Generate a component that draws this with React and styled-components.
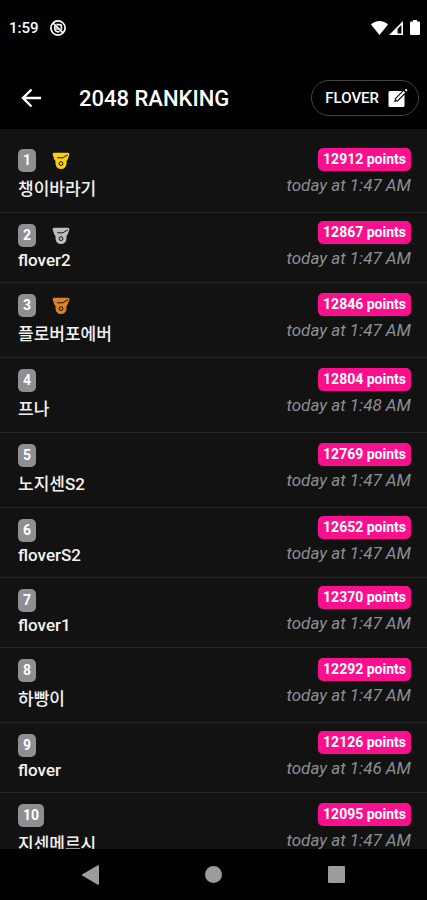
import styled, { createGlobalStyle } from 'styled-components';

const GlobalStyle = createGlobalStyle`
	* {
		box-sizing: border-box;
	}
	body {
		margin: 0;
		background: #000;
		color: #fff;
		font-family: Roboto, 'Noto Sans CJK KR', sans-serif;
	}
`;

const Screen = styled.div`
	display: flex;
	flex-direction: column;
	height: 100vh;
`;

const StatusBar = styled.div`
	display: flex;
	align-items: center;
	justify-content: space-between;
	flex: none;
	height: 67px;
	padding: 0 7px 12px 9px;
	font-size: 15px;
	font-weight: 500;
`;

const StatusGroup = styled.div`
	display: flex;
	align-items: center;
	gap: ${({ $gap }) => $gap}px;
`;

const Header = styled.header`
	display: flex;
	align-items: center;
	flex: none;
	height: 62px;
	padding: 0 8px 0 20px;
`;

const BackButton = styled.button`
	display: flex;
	padding: 0;
	border: 0;
	background: none;
	color: inherit;
`;

const Title = styled.h1`
	flex: 1;
	margin: 0 0 0 36px;
	font-size: 22px;
	font-weight: 500;
`;

const NameButton = styled.button`
	display: flex;
	align-items: center;
	gap: 9px;
	height: 36px;
	padding: 0 10px 0 13px;
	border: 1px solid #444;
	border-radius: 18px;
	background: none;
	color: inherit;
	font-family: inherit;
	font-size: 15px;
	font-weight: 500;
`;

const List = styled.ol`
	flex: 1;
	min-height: 0;
	margin: 0;
	padding: 9px 0 0;
	overflow-y: auto;
	background: #121212;
	list-style: none;
	scrollbar-width: none;
`;

const Row = styled.li`
	display: flex;
	align-items: center;
	justify-content: space-between;
	padding: 0 16px 0 18px;
	border-bottom: 1px solid #262626;
`;

const Player = styled.div`
	padding: 11px 0 12px;
`;

const RankLine = styled.div`
	display: flex;
	align-items: center;
	gap: 16px;
`;

const Badge = styled.span`
	display: block;
	padding: 0 5px;
	border-radius: 5px;
	background: ${({ $color }) => $color};
	color: #fff;
	font-size: 14px;
	font-weight: 700;
	line-height: 23px;
`;

const Name = styled.div`
	margin-top: 3px;
	color: #f2f2f2;
	font-size: 17px;
	font-weight: 500;
`;

const Score = styled.div`
	display: flex;
	flex-direction: column;
	align-items: flex-end;
	gap: 2px;
	padding-bottom: 5px;
`;

const When = styled.time`
	color: #8e8e93;
	font-size: 17px;
	font-style: italic;
	line-height: 24px;
`;

const NavBar = styled.nav`
	display: flex;
	flex: none;
	height: 51px;
	padding: 0 29px;
`;

const NavButton = styled.button`
	display: flex;
	flex: 1;
	align-items: center;
	justify-content: center;
	padding: 0;
	border: 0;
	background: none;
	color: #9c9c9c;
`;

const medals = ['#f7d014', '#bdbdbd', '#d9822b'];

const players = [
	{ name: '챙이바라기', points: 12912, time: '1:47 AM' },
	{ name: 'flover2', points: 12867, time: '1:47 AM' },
	{ name: '플로버포에버', points: 12846, time: '1:47 AM' },
	{ name: '프나', points: 12804, time: '1:48 AM' },
	{ name: '노지센S2', points: 12769, time: '1:47 AM' },
	{ name: 'floverS2', points: 12652, time: '1:47 AM' },
	{ name: 'flover1', points: 12370, time: '1:47 AM' },
	{ name: '하빵이', points: 12292, time: '1:47 AM' },
	{ name: 'flover', points: 12126, time: '1:46 AM' },
	{ name: '지센메르시', points: 12095, time: '1:47 AM' },
];

const NotificationIcon = () => (
	<svg width="16" height="16" viewBox="0 0 16 16" fill="none" stroke="currentColor">
		<circle cx="8" cy="8" r="7.1" strokeWidth="1.7" />
		<path d="M4.8 6v2.6a3.4 3.4 0 0 0 4.8 3M6.4 4.7h3.4a1.6 1.6 0 0 1 1.6 1.6v3.4" strokeWidth="1.7" />
		<path d="M3.4 3.4l9.2 9.2" strokeWidth="1.6" />
		<circle cx="7.4" cy="8.6" r="1" strokeWidth="1" />
	</svg>
);

const WifiIcon = () => (
	<svg width="17" height="14" viewBox="0 0 17 14" fill="currentColor">
		<path d="M8.5 14L0 3.6C2.3 1.2 5.2 0 8.5 0s6.2 1.2 8.5 3.6z" />
	</svg>
);

const SignalIcon = () => (
	<svg width="14" height="14" viewBox="0 0 14 14">
		<path d="M14 0v14H0zM12.4 4L8.6 7.8v4.6h3.8z" fill="currentColor" fillRule="evenodd" />
	</svg>
);

const BatteryIcon = () => (
	<svg width="10" height="15" viewBox="0 0 10 15" fill="currentColor">
		<path d="M3 0h4v1.5h2a1 1 0 0 1 1 1V14a1 1 0 0 1-1 1H1a1 1 0 0 1-1-1V2.5a1 1 0 0 1 1-1h2z" />
	</svg>
);

const BackIcon = () => (
	<svg width="23" height="20" viewBox="0 0 23 20" fill="none" stroke="currentColor" strokeWidth="2.4">
		<path d="M21 10H3M11.5 1.5L3 10l8.5 8.5" />
	</svg>
);

const EditIcon = () => (
	<svg width="20" height="20" viewBox="0 0 20 20">
		<rect x="0.5" y="3" width="16" height="16" rx="1.5" fill="currentColor" />
		<path d="M8 12.2L18 2.2" stroke="#000" strokeWidth="4.2" />
		<path d="M6.2 14l.8-3 2.200 2.200z" fill="#000" />
		<path d="M8.4 11.8L16.4 3.800M17.500 2.700l1.300-1.300" stroke="currentColor" strokeWidth="2" />
	</svg>
);

const MedalIcon = ({ color }) => (
	<svg width="18" height="18" viewBox="0 0 18 18">
		<path
			d="M2 .8h14q1.800.2 1.400 1.700L15.800 7.200l-1.300 1.800v2.600a5.500 5.500 0 0 1-11 0V9L2.200 7.200.6 2.500Q.2 1 2 .8z"
			fill={color}
		/>
		<path d="M5.200 5.800h5.600l5-3" fill="none" stroke="#121212" strokeWidth="1" />
		<circle cx="9" cy="11.600" r="1.900" fill="none" stroke="#121212" strokeWidth="1" />
	</svg>
);

const PlayerRow = ({ rank, name, points, time }) => (
	<Row>
		<Player>
			<RankLine>
				<Badge $color="#8e8e93">{rank}</Badge>
				{medals[rank - 1] && <MedalIcon color={medals[rank - 1]} />}
			</RankLine>
			<Name>{name}</Name>
		</Player>
		<Score>
			<Badge $color="#fb0f8d">{points} points</Badge>
			<When>today at {time}</When>
		</Score>
	</Row>
);

export default function App() {
	return (
		<Screen>
			<GlobalStyle />
			<StatusBar>
				<StatusGroup $gap={11}>
					1:59
					<NotificationIcon />
				</StatusGroup>
				<StatusGroup $gap={7}>
					<StatusGroup $gap={1}>
						<WifiIcon />
						<SignalIcon />
					</StatusGroup>
					<BatteryIcon />
				</StatusGroup>
			</StatusBar>
			<Header>
				<BackButton aria-label="Back">
					<BackIcon />
				</BackButton>
				<Title>2048 RANKING</Title>
				<NameButton>
					FLOVER
					<EditIcon />
				</NameButton>
			</Header>
			<List>
				{players.map((player, i) => (
					<PlayerRow key={player.name} rank={i + 1} {...player} />
				))}
			</List>
			<NavBar>
				<NavButton aria-label="Back">
					<svg width="17" height="20" viewBox="0 0 17 20" fill="currentColor">
						<path d="M17 1v18a.8.8 0 0 1-1.2.7L.5 10.7a.8.8 0 0 1 0-1.4L15.8.3A.8.8 0 0 1 17 1z" />
					</svg>
				</NavButton>
				<NavButton aria-label="Home">
					<svg width="17" height="17" viewBox="0 0 17 17" fill="currentColor">
						<circle cx="8.5" cy="8.5" r="8.5" />
					</svg>
				</NavButton>
				<NavButton aria-label="Recent apps">
					<svg width="17" height="17" viewBox="0 0 17 17" fill="currentColor">
						<rect width="17" height="17" rx="1" />
					</svg>
				</NavButton>
			</NavBar>
		</Screen>
	);
}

____________

What to do —
What is the number of lines containing "components"? Give that number only.

Full response —
2